The exercise:
Skip the pictures and extract all of the lines exactly as written.

Recorded information:
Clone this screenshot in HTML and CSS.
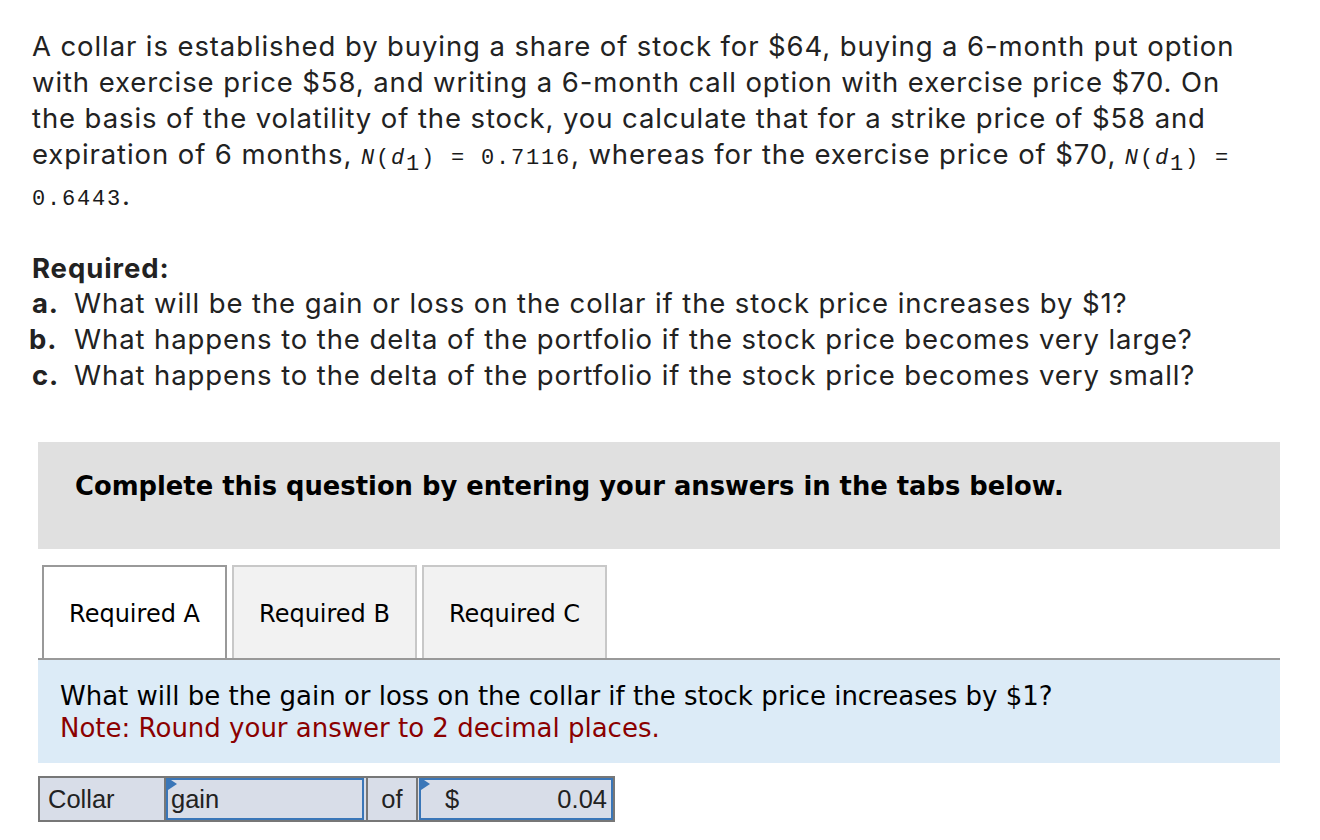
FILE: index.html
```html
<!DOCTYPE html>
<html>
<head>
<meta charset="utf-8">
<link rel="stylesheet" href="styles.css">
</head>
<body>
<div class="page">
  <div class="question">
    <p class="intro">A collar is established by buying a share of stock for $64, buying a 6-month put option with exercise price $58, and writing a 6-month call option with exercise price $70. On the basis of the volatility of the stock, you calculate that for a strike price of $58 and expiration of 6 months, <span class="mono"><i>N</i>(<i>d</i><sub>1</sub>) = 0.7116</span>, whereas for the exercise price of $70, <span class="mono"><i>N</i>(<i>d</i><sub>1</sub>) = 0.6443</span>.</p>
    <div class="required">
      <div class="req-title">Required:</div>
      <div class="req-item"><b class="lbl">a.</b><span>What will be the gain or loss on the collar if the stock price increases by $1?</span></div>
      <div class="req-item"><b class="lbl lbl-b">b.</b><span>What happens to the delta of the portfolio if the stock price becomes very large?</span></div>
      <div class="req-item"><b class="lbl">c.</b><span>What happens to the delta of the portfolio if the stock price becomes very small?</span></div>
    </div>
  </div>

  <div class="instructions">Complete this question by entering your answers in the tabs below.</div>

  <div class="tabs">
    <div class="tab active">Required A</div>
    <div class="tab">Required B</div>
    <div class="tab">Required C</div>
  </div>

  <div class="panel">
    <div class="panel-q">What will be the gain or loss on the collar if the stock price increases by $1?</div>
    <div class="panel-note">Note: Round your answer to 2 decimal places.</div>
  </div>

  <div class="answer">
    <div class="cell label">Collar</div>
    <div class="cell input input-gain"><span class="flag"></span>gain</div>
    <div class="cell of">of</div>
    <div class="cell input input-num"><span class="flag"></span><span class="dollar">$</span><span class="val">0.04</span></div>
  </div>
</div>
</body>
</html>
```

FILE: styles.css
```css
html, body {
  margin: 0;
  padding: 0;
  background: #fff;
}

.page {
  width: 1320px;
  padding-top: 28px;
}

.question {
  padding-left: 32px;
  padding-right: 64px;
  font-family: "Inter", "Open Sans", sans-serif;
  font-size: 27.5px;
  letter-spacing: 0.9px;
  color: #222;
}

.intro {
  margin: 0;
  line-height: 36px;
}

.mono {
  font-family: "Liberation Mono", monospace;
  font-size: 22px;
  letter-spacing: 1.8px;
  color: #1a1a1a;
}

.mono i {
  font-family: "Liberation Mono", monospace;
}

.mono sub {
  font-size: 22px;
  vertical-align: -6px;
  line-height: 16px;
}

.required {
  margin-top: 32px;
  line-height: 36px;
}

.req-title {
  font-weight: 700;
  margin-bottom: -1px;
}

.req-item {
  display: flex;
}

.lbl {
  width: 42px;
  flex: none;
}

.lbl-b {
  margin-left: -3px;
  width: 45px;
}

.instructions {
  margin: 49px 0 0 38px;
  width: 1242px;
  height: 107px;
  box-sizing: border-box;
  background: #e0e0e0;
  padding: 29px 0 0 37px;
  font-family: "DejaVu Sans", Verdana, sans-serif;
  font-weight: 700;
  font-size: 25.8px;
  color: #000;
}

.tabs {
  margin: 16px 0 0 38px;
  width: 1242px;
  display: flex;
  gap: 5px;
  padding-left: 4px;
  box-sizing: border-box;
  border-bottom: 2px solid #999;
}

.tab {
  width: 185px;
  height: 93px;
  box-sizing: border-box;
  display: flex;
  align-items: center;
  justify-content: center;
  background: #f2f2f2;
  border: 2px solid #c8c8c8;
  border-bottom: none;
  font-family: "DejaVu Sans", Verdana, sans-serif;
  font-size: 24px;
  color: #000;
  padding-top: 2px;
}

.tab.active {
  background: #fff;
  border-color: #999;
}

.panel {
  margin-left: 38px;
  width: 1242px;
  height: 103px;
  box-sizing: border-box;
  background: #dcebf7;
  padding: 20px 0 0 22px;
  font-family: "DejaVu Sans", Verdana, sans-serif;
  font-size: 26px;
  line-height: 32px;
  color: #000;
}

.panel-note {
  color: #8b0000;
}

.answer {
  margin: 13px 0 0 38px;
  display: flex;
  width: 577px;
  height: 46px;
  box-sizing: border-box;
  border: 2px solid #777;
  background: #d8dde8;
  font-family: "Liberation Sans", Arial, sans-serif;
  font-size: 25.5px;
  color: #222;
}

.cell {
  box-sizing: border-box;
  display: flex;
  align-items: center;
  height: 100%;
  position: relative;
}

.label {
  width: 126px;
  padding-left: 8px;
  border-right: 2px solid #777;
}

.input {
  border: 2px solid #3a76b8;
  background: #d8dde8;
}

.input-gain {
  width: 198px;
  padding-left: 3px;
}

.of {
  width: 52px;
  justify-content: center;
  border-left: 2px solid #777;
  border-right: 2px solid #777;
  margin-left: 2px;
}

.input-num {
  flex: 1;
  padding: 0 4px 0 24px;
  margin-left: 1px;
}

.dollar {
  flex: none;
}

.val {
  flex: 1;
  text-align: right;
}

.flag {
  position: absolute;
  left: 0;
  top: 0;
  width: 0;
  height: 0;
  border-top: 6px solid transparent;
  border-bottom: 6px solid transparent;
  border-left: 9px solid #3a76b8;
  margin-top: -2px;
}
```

Task response:
Clone this screenshot in HTML and CSS.
FILE: index.html
```html
<!DOCTYPE html>
<html>
<head>
<meta charset="utf-8">
<link rel="stylesheet" href="styles.css">
</head>
<body>
<div class="page">
  <div class="question">
    <p class="intro">A collar is established by buying a share of stock for $64, buying a 6-month put option with exercise price $58, and writing a 6-month call option with exercise price $70. On the basis of the volatility of the stock, you calculate that for a strike price of $58 and expiration of 6 months, <span class="mono"><i>N</i>(<i>d</i><sub>1</sub>) = 0.7116</span>, whereas for the exercise price of $70, <span class="mono"><i>N</i>(<i>d</i><sub>1</sub>) = 0.6443</span>.</p>
    <div class="required">
      <div class="req-title">Required:</div>
      <div class="req-item"><b class="lbl">a.</b><span>What will be the gain or loss on the collar if the stock price increases by $1?</span></div>
      <div class="req-item"><b class="lbl lbl-b">b.</b><span>What happens to the delta of the portfolio if the stock price becomes very large?</span></div>
      <div class="req-item"><b class="lbl">c.</b><span>What happens to the delta of the portfolio if the stock price becomes very small?</span></div>
    </div>
  </div>

  <div class="instructions">Complete this question by entering your answers in the tabs below.</div>

  <div class="tabs">
    <div class="tab active">Required A</div>
    <div class="tab">Required B</div>
    <div class="tab">Required C</div>
  </div>

  <div class="panel">
    <div class="panel-q">What will be the gain or loss on the collar if the stock price increases by $1?</div>
    <div class="panel-note">Note: Round your answer to 2 decimal places.</div>
  </div>

  <div class="answer">
    <div class="cell label">Collar</div>
    <div class="cell input input-gain"><span class="flag"></span>gain</div>
    <div class="cell of">of</div>
    <div class="cell input input-num"><span class="flag"></span><span class="dollar">$</span><span class="val">0.04</span></div>
  </div>
</div>
</body>
</html>
```

FILE: styles.css
```css
html, body {
  margin: 0;
  padding: 0;
  background: #fff;
}

.page {
  width: 1320px;
  padding-top: 28px;
}

.question {
  padding-left: 32px;
  padding-right: 64px;
  font-family: "Inter", "Open Sans", sans-serif;
  font-size: 27.5px;
  letter-spacing: 0.9px;
  color: #222;
}

.intro {
  margin: 0;
  line-height: 36px;
}

.mono {
  font-family: "Liberation Mono", monospace;
  font-size: 22px;
  letter-spacing: 1.8px;
  color: #1a1a1a;
}

.mono i {
  font-family: "Liberation Mono", monospace;
}

.mono sub {
  font-size: 22px;
  vertical-align: -6px;
  line-height: 16px;
}

.required {
  margin-top: 32px;
  line-height: 36px;
}

.req-title {
  font-weight: 700;
  margin-bottom: -1px;
}

.req-item {
  display: flex;
}

.lbl {
  width: 42px;
  flex: none;
}

.lbl-b {
  margin-left: -3px;
  width: 45px;
}

.instructions {
  margin: 49px 0 0 38px;
  width: 1242px;
  height: 107px;
  box-sizing: border-box;
  background: #e0e0e0;
  padding: 29px 0 0 37px;
  font-family: "DejaVu Sans", Verdana, sans-serif;
  font-weight: 700;
  font-size: 25.8px;
  color: #000;
}

.tabs {
  margin: 16px 0 0 38px;
  width: 1242px;
  display: flex;
  gap: 5px;
  padding-left: 4px;
  box-sizing: border-box;
  border-bottom: 2px solid #999;
}

.tab {
  width: 185px;
  height: 93px;
  box-sizing: border-box;
  display: flex;
  align-items: center;
  justify-content: center;
  background: #f2f2f2;
  border: 2px solid #c8c8c8;
  border-bottom: none;
  font-family: "DejaVu Sans", Verdana, sans-serif;
  font-size: 24px;
  color: #000;
  padding-top: 2px;
}

.tab.active {
  background: #fff;
  border-color: #999;
}

.panel {
  margin-left: 38px;
  width: 1242px;
  height: 103px;
  box-sizing: border-box;
  background: #dcebf7;
  padding: 20px 0 0 22px;
  font-family: "DejaVu Sans", Verdana, sans-serif;
  font-size: 26px;
  line-height: 32px;
  color: #000;
}

.panel-note {
  color: #8b0000;
}

.answer {
  margin: 13px 0 0 38px;
  display: flex;
  width: 577px;
  height: 46px;
  box-sizing: border-box;
  border: 2px solid #777;
  background: #d8dde8;
  font-family: "Liberation Sans", Arial, sans-serif;
  font-size: 25.5px;
  color: #222;
}

.cell {
  box-sizing: border-box;
  display: flex;
  align-items: center;
  height: 100%;
  position: relative;
}

.label {
  width: 126px;
  padding-left: 8px;
  border-right: 2px solid #777;
}

.input {
  border: 2px solid #3a76b8;
  background: #d8dde8;
}

.input-gain {
  width: 198px;
  padding-left: 3px;
}

.of {
  width: 52px;
  justify-content: center;
  border-left: 2px solid #777;
  border-right: 2px solid #777;
  margin-left: 2px;
}

.input-num {
  flex: 1;
  padding: 0 4px 0 24px;
  margin-left: 1px;
}

.dollar {
  flex: none;
}

.val {
  flex: 1;
  text-align: right;
}

.flag {
  position: absolute;
  left: 0;
  top: 0;
  width: 0;
  height: 0;
  border-top: 6px solid transparent;
  border-bottom: 6px solid transparent;
  border-left: 9px solid #3a76b8;
  margin-top: -2px;
}
```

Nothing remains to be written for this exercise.